To this problem we return; meanwhile it may seem impertinent in mere ethnologists of the study to hint a doubt as to the conclusions of observers on the spot. Mr. Crawley, however, has no hesitations. The use of the terms of relationship, he thinks, does not testify to a past of 'Group Marriage,' or to a remoter past of promiscuity, but is 'the regular result of the primitive theory of relationship; the system codifies a combination of relation and relationship, "address," and age.' The terms in use 'do not in themselves necessarily point to a previous promiscuity, or even to a present group marriage,' as Messrs. Spencer and Gillen believe.

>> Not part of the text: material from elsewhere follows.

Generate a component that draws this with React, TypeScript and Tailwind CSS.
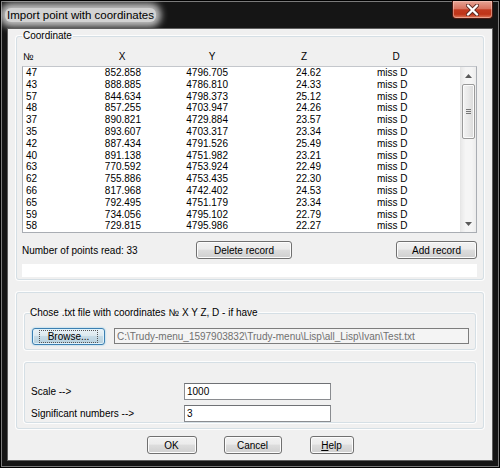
import React from "react";

type Row = [string, string, string, string];

const rows: Row[] = [
  ["47", "852.858", "4796.705", "24.62"],
  ["43", "888.885", "4786.810", "24.33"],
  ["57", "844.634", "4798.373", "25.12"],
  ["48", "857.255", "4703.947", "24.26"],
  ["37", "890.821", "4729.884", "23.57"],
  ["35", "893.607", "4703.317", "23.34"],
  ["42", "887.434", "4791.526", "25.49"],
  ["40", "891.138", "4751.982", "23.21"],
  ["63", "770.592", "4753.924", "22.49"],
  ["62", "755.886", "4753.435", "22.30"],
  ["66", "817.968", "4742.402", "24.53"],
  ["65", "792.495", "4751.179", "23.34"],
  ["59", "734.056", "4795.102", "22.79"],
  ["58", "729.815", "4795.986", "22.27"],
];

const btn =
  "h-[18px] rounded-[3px] border border-[#707070] bg-[linear-gradient(#f2f2f2_0%,#ebebeb_45%,#dddddd_50%,#cfcfcf_100%)] shadow-[inset_0_0_0_1px_#fcfcfc] text-[10px] text-black flex items-center justify-center";

const field =
  "h-[17px] border border-[#8a8c90] border-t-[#6f7175] bg-white text-[10px] text-black px-[2px] flex items-center";

const group = "border border-[#d5dfe5] rounded-[3px] shadow-[0_0_0_1px_#fdfdfd]";

const Scrollbar = () => (
  <div className="w-[16px] h-full bg-[linear-gradient(90deg,#e9e9e9,#f5f5f5_30%,#f5f5f5_70%,#ececec)] border-l border-[#e6e6e6] flex flex-col items-center">
    <div className="h-[17px] w-full flex items-center justify-center">
      <svg width="7" height="4" viewBox="0 0 7 4">
        <path d="M3.5 0L7 4H0z" fill="#5a5a5a" />
      </svg>
    </div>
    <div className="w-[13px] h-[55px] rounded-[2px] border border-[#9a9a9a] bg-[linear-gradient(90deg,#f4f4f4,#e8e8e8_50%,#d9d9d9)] shadow-[inset_0_0_0_1px_#fbfbfb] flex flex-col items-center justify-center gap-[1px]">
      <div className="w-[5px] h-[1px] bg-[#777]" />
      <div className="w-[5px] h-[1px] bg-[#777]" />
      <div className="w-[5px] h-[1px] bg-[#777]" />
    </div>
    <div className="flex-1" />
    <div className="h-[17px] w-full flex items-center justify-center">
      <svg width="7" height="4" viewBox="0 0 7 4">
        <path d="M0 0H7L3.5 4z" fill="#5a5a5a" />
      </svg>
    </div>
  </div>
);

export default function App() {
  return (
    <div className="w-[500px] h-[468px] bg-[#151515] border border-black shadow-[inset_0_0_0_1px_#7a7a7a] flex flex-col font-['Liberation_Sans',Arial,sans-serif] text-black overflow-hidden">
      {/* title bar */}
      <div className="h-[27px] flex items-start justify-between pl-[6px] pr-[6px]">
        <div className="mt-[7px] -ml-[2px] px-[2px] h-[14px] flex items-center rounded-[6px] bg-[#d2d2d2] shadow-[0_0_7px_5px_rgba(210,210,210,0.9)]">
          <span className="text-[11.5px] leading-[14px] text-black">Import point with coordinates</span>
        </div>
        <div className="w-[41px] h-[18px] rounded-b-[4px] border border-[#4a1a12] border-t-0 bg-[linear-gradient(#e6a495_0%,#d8735f_45%,#c13a20_52%,#be3418_78%,#e07a5c_100%)] shadow-[inset_0_0_0_1px_rgba(255,220,210,0.45)] flex items-center justify-center">
          <svg width="13" height="12" viewBox="0 0 13 12">
            <path d="M2 1.5L11 10.5M11 1.5L2 10.5" stroke="#5b2a22" strokeWidth="4" strokeLinecap="round" />
            <path d="M2 1.5L11 10.5M11 1.5L2 10.5" stroke="#ffffff" strokeWidth="2.4" strokeLinecap="round" />
          </svg>
        </div>
      </div>

      {/* client area */}
      <div className="flex-1 mx-[6px] mb-[6px] bg-[#f0f0f0] border border-[#5e5e5e] flex flex-col text-[10px]">
        {/* Coordinate group */}
        <fieldset className={`${group} mt-[1px] mx-[8px] pl-[5px] pr-[6px] pb-[2px]`}>
          <legend className="px-[1px] text-[10px] leading-[12px]">Coordinate</legend>
          <div className="mt-[4px] h-[20px] grid grid-cols-[60px_80px_100px_84px_100px] items-center">
            <div className="pl-[1px]">№</div>
            <div className="text-center">X</div>
            <div className="text-center">Y</div>
            <div className="text-center">Z</div>
            <div className="text-center">D</div>
          </div>
          <div className="h-[167px] border border-[#a9adb3] border-t-[#c4c7cc] bg-white flex">
            <div className="flex-1 flex flex-col">
              {rows.map((r) => (
                <div
                  key={r[0]}
                  className="h-[11.8px] leading-[11.8px] grid grid-cols-[37px_81px_87px_93px_1fr]"
                >
                  <div className="pl-[3px]">{r[0]}</div>
                  <div className="text-right">{r[1]}</div>
                  <div className="text-right">{r[2]}</div>
                  <div className="text-right">{r[3]}</div>
                  <div className="pl-[56px]">miss D</div>
                </div>
              ))}
            </div>
            <Scrollbar />
          </div>
          <div className="mt-[8px] h-[18px] flex items-center">
            <div className="w-[174px]">Number of points read: 33</div>
            <button className={`${btn} w-[96px]`}>Delete record</button>
            <button className={`${btn} w-[81px] ml-auto`}>Add record</button>
          </div>
          <div className="mt-[5px] h-[13px] bg-white" />
        </fieldset>

        {/* file + settings group */}
        <div className={`${group} mt-[12px] mx-[8px] px-[7px] pt-[14px] pb-[5px]`}>
          <fieldset className={`${group} pl-[5px] pr-[6px] pb-[4px]`}>
            <legend className="px-0 text-[10px] leading-[12px]">
              Chose .txt file with coordinates № X Y Z, D - if have
            </legend>
            <div className="mt-[8px] h-[18px] flex items-center">
              <button className="ml-[2px] w-[73px] h-[17px] rounded-[3px] border border-[#3c7fb1] bg-[linear-gradient(#eaf3f7_0%,#dce9ef_45%,#c6dbe6_50%,#b7d0dd_100%)] shadow-[inset_0_0_0_1px_#dff2fb,0_0_2px_#7fc4e6] text-[10px] flex items-center justify-center">
                <span className="px-[8px] leading-[11px] outline-1 outline-dotted outline-[#555] -outline-offset-0">
                  Browse...
                </span>
              </button>
              <div className="ml-[9px] w-[355px] h-[16px] border border-[#7d7d7d] bg-[#f4f4f4] text-[#707070] px-[2px] flex items-center whitespace-nowrap overflow-hidden">
                C:\Trudy-menu_1597903832\Trudy-menu\Lisp\all_Lisp\Ivan\Test.txt
              </div>
            </div>
          </fieldset>

          <div className={`${group} mt-[12px] pl-[6px] pt-[20px] flex flex-col gap-[5px]`}>
            <div className="h-[17px] flex items-center">
              <div className="w-[153px]">Scale --&gt;</div>
              <div className={`${field} w-[147px]`}>1000</div>
            </div>
            <div className="h-[17px] flex items-center">
              <div className="w-[153px]">Significant numbers --&gt;</div>
              <div className={`${field} w-[147px]`}>3</div>
            </div>
          </div>
        </div>

        {/* dialog buttons */}
        <div className="mt-[7px] flex justify-center gap-[27px]">
          <button className={`${btn} w-[50px]`}>OK</button>
          <button className={`${btn} w-[58px]`}>Cancel</button>
          <button className={`${btn} w-[44px] ml-[1px]`}>
            <span className="underline">H</span>elp
          </button>
        </div>
      </div>
    </div>
  );
}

The point is one on which I almost hesitate to venture a decided opinion. Much seems to depend on the original sense of the various terms, and on that point, in the case of Urabunna, and many other tribes, we have no light. But often the terms do not express consanguinity at all. There seems to be no word for 'daughter' as distinct from 'son,' 'nephew,' and 'niece.' The grandfather maternal is Thunthie, and Thunthunnie is Urabunna for totem, so that it is tempting to guess that Thunthie means 'a sire of the maternal totem.'[16] Kadnini, again (I speaking), means grandfather paternal, grandmother maternal, and grandchildren.[17] These relationships imply duties and services. 'One individual has to do certain things for another ... and any breach of these customs is severely punished.' An Arunta of the Panunga class calls all Kumura men 'fathers-in-law.' He gashes his flesh if any one of his 'fathers-in-law' dies, and he drops his dead game if he meets any one of them. They all have that advantage over him.[18] Thus these terms of relationship—communal in appearance—really involve certain duties, rather than relations of blood and affinity. But emphatically the terms are more than mere terms of address, as in Mr. McLennan's theory.